Education roundup

3 Comments

  • RE: it’s an ADA violation to ask suicidal students to leave: — What if, using the Virginia Tech incident as an example, as it is not unusual — the student intends to shoot a bunch of people before shooting him or her self? Does that fall in the “you’ve got to keep them” or the “it’s OK to tell them to go home” rule? Or, can you tell them to go home till they start shooting others, at which time it’s OK to come back ?

    Further, aren’t people who are suicidal more likely to receive monitoring and a more nurturing environment if they go home, rather than staying at the college or university that is driving them to suicide?

    And, if you let them stay and they kill themselves, isn’t the college potentially liable for “Failure to Deter the Suicide”?

    Sorry about that. We’ve already discussed that last question:

    Suit Proceeds Against Cornell Over Failure to Deter Student Suicide by Joel Stashenko, New York Law Journal March 21, 2012
    http://www.law.com/jsp/article.jsp?id=1202546311031&slreturn=1
    [and]
    “Judge Approves Lawsuit Against City, Cornell Over Suicide” by Walter Olson on March 22, 2012

    Repeating topics can drive some people to despair (so I guess the ADA prevents Walter from asking them to leave since this site does provide a lot of educational value)
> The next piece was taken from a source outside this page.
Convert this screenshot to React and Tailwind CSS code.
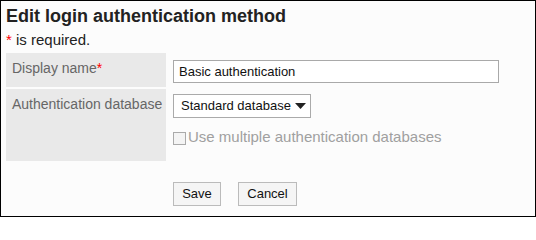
import React from 'react';

const font = { fontFamily: '"Liberation Sans", Arial, sans-serif' };

const App = () => {
  return (
    <div
      className="w-[536px] h-[217px] border border-black bg-[#fcfcfc] pl-[5px] pt-[4px] text-[#333] overflow-hidden"
      style={font}
    >
      <h1 className="text-[18px] leading-[22px] font-bold text-[#222]">Edit login authentication method</h1>
      <p className="mt-[4px] text-[15px] leading-[18px] text-[#222]">
        <span className="text-[#ff0000]">*</span> is required.
      </p>

      {/* Form rows */}
      <div className="mt-[4px] flex flex-col gap-[2px]">
        <div className="flex gap-[2px]">
          <div className="w-[160px] h-[34px] bg-[#e9e9e9] pl-[6px] pt-[7px] text-[14px] leading-[16px] text-[#666]">
            Display name<span className="text-[#ff0000]">*</span>
          </div>
          <div className="pl-[5px] pt-[6px]">
            <input
              type="text"
              defaultValue="Basic authentication"
              className="w-[326px] h-[23px] border border-[#a9a9a9] bg-white pl-[5px] text-[13px] text-[#111] outline-none"
              style={font}
            />
          </div>
        </div>

        <div className="flex gap-[2px]">
          <div className="w-[160px] h-[72px] bg-[#e9e9e9] pl-[6px] pt-[7px] text-[14px] leading-[16px] text-[#666]">
            Authentication database
          </div>
          <div className="pl-[5px] pt-[5px]">
            <div className="w-[138px] h-[24px] border border-[#aaa] bg-white pl-[7px] pr-[4px] flex items-center justify-between text-[13px] text-[#111]">
              <span>Standard database</span>
              <svg className="w-[11px] h-[6px]" viewBox="0 0 11 6">
                <path fill="#222" d="M0 0h11L5.5 6z" />
              </svg>
            </div>
            <label className="mt-[9px] flex items-start text-[15px] leading-[20px] text-[#a0a0a0]">
              <span className="mt-[5px] w-[13px] h-[13px] border border-[#aaa] bg-[#f4f4f4] mr-[2px] shrink-0" />
              Use multiple authentication databases
            </label>
          </div>
        </div>
      </div>

      {/* Buttons */}
      <div className="mt-[21px] ml-[167px] flex gap-[17px]">
        <button className="w-[48px] h-[24px] border border-[#bbb] bg-[#f5f5f5] text-[13px] text-[#111]" style={font}>
          Save
        </button>
        <button className="w-[59px] h-[24px] border border-[#bbb] bg-[#f5f5f5] text-[13px] text-[#111]" style={font}>
          Cancel
        </button>
      </div>
    </div>
  );
};

export default App;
  • One of the concerns of Title IX is that groups want to expand it beyond sports into academic degrees. So areas that are historically male (science, technology, engineering, and math) could be required to establish quotas to insure that the balance of male/females is even. It would create the same issues as sports of how to force females into degrees they don’t want or cutting the numbers of males in majors even enrollments.

  • i think forcefully conscripting women into degrees and sports they do not want to do is a good idea. Why should men be the only ones to make sacrifices for the sake of equality?